»»
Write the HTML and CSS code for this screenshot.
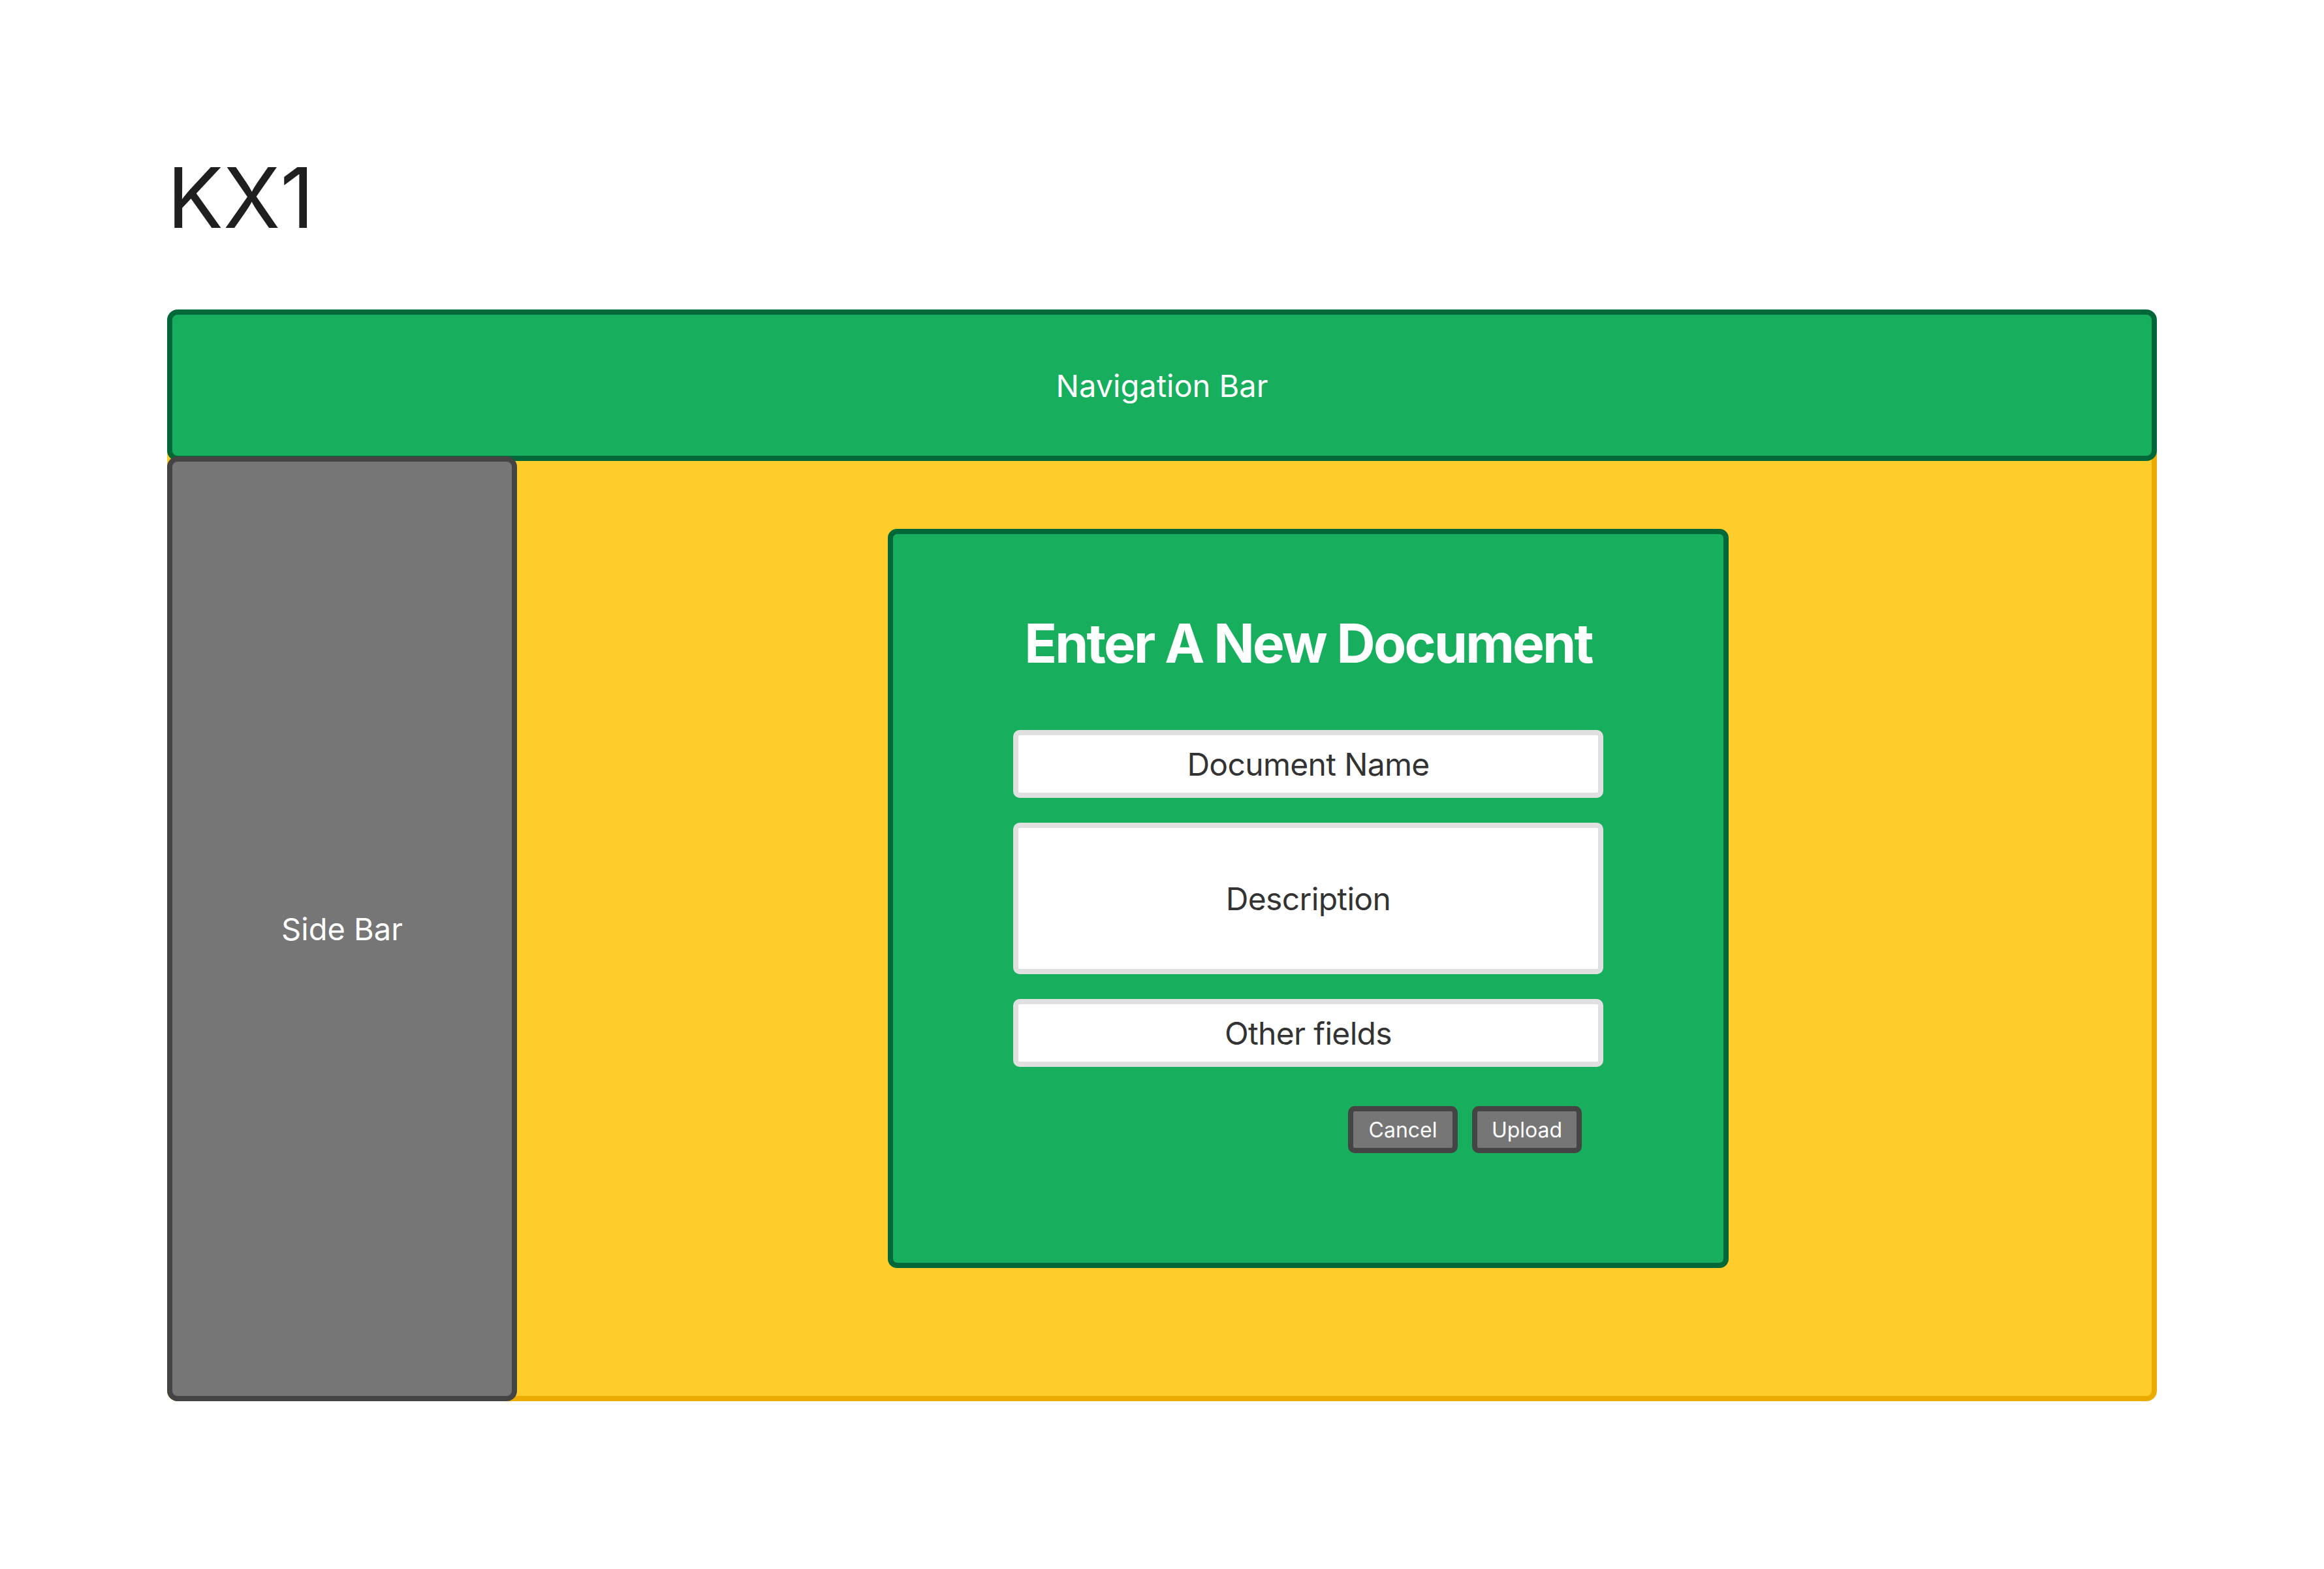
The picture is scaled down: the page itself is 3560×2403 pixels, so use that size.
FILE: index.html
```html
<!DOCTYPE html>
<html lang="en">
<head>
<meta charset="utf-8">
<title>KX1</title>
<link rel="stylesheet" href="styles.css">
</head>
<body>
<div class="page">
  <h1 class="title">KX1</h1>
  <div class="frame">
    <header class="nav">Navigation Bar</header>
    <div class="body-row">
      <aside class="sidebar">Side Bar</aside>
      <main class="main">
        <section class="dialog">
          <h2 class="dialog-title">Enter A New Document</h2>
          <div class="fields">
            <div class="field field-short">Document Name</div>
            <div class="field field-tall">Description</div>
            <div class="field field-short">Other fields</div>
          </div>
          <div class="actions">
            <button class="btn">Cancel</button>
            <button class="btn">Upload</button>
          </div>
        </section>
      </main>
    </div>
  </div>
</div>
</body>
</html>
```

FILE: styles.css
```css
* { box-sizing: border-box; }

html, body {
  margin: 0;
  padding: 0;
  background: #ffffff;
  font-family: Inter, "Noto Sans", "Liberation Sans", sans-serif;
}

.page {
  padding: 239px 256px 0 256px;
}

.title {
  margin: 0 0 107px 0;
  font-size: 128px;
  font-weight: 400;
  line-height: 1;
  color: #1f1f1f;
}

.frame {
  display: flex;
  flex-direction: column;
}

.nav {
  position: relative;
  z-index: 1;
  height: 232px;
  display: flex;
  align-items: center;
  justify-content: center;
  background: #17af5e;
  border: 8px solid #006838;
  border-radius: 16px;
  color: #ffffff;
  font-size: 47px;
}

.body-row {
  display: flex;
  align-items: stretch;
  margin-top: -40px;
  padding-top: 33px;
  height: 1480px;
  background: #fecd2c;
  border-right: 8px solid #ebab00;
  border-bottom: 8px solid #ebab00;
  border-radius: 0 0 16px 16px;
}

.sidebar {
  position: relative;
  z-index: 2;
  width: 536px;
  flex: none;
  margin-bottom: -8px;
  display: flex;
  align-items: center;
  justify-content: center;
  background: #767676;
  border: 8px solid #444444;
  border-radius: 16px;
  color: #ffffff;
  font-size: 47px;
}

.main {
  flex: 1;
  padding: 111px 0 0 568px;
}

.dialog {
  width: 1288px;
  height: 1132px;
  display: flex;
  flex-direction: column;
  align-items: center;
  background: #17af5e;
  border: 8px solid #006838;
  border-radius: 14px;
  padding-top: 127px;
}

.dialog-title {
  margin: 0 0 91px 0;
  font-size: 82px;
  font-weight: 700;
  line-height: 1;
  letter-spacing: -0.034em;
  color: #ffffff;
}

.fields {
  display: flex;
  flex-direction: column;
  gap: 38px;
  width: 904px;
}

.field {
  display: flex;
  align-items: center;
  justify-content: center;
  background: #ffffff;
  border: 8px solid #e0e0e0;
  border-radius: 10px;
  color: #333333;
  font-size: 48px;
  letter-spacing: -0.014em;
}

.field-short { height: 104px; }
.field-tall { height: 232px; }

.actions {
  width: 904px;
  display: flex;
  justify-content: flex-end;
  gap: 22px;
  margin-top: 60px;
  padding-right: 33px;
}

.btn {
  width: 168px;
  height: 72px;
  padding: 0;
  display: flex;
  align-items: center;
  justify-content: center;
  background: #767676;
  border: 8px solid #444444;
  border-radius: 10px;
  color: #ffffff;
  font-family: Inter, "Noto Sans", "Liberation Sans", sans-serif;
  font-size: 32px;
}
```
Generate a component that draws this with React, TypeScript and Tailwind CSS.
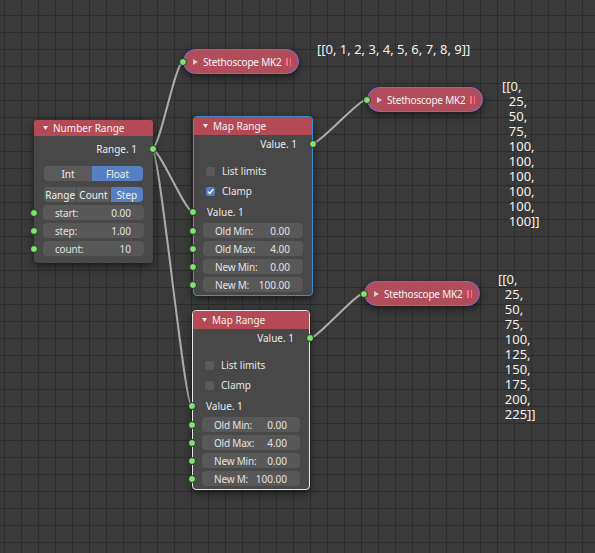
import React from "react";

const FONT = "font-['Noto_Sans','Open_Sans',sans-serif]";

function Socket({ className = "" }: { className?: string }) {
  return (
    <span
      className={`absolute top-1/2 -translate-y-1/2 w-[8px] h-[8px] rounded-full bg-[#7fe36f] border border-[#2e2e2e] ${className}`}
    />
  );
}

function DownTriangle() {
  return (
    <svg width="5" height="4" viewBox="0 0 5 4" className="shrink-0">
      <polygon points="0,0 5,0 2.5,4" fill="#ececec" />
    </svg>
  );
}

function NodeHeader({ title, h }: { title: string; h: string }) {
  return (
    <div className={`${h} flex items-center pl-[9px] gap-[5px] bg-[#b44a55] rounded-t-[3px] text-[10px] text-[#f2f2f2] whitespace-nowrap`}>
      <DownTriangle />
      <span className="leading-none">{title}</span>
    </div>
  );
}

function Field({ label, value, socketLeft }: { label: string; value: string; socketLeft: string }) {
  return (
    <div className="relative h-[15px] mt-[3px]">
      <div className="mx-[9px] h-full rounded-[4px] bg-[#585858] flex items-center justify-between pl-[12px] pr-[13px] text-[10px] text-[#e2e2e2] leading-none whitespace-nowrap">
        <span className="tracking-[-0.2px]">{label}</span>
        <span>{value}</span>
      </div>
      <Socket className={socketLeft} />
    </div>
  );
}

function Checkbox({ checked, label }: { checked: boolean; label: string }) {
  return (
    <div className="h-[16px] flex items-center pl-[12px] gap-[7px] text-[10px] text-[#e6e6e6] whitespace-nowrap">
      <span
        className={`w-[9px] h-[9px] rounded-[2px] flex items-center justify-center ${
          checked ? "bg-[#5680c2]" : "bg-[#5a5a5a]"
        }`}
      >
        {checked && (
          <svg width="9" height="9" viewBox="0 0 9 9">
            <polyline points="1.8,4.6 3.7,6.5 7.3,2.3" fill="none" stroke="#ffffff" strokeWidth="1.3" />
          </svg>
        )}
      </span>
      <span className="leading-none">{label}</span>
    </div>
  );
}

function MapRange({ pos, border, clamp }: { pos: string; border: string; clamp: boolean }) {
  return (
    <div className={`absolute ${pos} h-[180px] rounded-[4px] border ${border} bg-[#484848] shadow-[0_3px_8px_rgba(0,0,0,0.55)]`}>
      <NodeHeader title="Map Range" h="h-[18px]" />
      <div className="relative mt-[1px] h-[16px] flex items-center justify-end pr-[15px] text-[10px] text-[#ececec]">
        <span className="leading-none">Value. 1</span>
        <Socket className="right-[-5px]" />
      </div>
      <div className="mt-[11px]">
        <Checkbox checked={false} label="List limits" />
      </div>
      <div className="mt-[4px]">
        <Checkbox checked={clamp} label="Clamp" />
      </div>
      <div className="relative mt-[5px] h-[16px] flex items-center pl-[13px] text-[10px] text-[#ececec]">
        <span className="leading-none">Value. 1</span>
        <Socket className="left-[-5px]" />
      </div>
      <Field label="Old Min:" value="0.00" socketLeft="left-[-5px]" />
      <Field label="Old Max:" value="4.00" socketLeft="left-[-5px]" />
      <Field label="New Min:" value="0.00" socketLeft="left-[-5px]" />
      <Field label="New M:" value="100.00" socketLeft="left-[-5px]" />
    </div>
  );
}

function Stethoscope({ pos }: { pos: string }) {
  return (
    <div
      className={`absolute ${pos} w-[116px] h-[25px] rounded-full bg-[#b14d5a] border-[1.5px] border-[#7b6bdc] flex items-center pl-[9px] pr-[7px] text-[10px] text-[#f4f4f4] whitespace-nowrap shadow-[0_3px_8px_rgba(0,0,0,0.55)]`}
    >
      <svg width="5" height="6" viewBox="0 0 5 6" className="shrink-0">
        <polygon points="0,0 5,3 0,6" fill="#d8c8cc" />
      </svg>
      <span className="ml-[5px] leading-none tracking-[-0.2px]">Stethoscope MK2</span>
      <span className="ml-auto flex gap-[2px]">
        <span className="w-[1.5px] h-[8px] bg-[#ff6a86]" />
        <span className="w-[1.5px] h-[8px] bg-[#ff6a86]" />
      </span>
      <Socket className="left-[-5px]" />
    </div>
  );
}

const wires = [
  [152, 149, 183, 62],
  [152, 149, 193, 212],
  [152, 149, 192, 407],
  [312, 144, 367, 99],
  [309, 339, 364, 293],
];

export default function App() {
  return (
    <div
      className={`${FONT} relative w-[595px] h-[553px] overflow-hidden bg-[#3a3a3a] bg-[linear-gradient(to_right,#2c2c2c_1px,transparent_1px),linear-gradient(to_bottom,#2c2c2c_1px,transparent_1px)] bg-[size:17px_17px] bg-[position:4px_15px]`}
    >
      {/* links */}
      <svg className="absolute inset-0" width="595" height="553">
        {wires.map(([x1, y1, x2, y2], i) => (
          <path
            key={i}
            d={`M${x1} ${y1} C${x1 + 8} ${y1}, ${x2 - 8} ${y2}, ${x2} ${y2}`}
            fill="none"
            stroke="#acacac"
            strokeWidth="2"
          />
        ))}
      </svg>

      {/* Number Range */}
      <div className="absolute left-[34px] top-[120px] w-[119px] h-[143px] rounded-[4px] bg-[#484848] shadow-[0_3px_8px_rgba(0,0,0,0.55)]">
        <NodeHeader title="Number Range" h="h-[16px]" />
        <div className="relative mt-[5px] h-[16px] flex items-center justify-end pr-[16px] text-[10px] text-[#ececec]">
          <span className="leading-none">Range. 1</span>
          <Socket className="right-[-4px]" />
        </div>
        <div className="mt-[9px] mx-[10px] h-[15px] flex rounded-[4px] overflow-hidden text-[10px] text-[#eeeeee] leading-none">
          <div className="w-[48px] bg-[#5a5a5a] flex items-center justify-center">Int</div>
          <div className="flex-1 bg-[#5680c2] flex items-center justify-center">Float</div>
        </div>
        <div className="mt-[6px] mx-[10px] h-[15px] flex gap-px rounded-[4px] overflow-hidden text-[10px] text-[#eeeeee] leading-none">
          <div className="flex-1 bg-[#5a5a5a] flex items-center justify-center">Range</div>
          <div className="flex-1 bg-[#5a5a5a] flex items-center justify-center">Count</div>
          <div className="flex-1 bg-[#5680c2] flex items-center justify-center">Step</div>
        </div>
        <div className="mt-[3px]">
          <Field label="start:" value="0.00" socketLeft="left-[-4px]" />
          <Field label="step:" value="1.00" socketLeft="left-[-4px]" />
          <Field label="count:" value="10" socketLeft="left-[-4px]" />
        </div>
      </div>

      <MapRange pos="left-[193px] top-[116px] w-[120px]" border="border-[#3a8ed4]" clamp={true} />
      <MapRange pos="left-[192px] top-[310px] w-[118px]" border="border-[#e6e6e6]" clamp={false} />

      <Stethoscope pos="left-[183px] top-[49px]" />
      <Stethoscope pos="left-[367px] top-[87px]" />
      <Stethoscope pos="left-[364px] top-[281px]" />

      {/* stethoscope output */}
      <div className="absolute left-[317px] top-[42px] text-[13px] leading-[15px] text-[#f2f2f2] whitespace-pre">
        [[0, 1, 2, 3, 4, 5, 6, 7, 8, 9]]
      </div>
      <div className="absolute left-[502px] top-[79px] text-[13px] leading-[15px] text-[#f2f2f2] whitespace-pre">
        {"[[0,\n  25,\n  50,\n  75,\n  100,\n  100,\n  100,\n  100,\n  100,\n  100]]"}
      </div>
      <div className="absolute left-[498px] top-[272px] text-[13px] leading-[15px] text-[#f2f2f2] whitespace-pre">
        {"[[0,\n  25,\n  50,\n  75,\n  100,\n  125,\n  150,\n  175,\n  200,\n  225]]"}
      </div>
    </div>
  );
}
««
To do ▸
Write out every line of the entries that holds the word "size".

Solution for this task ▸
The picture is scaled down: the page itself is 3560×2403 pixels, so use that size.
  font-size: 128px;
  font-size: 47px;
  font-size: 47px;
  font-size: 82px;
  font-size: 48px;
  font-size: 32px;
      className={`${FONT} relative w-[595px] h-[553px] overflow-hidden bg-[#3a3a3a] bg-[linear-gradient(to_right,#2c2c2c_1px,transparent_1px),linear-gradient(to_bottom,#2c2c2c_1px,transparent_1px)] bg-[size:17px_17px] bg-[position:4px_15px]`}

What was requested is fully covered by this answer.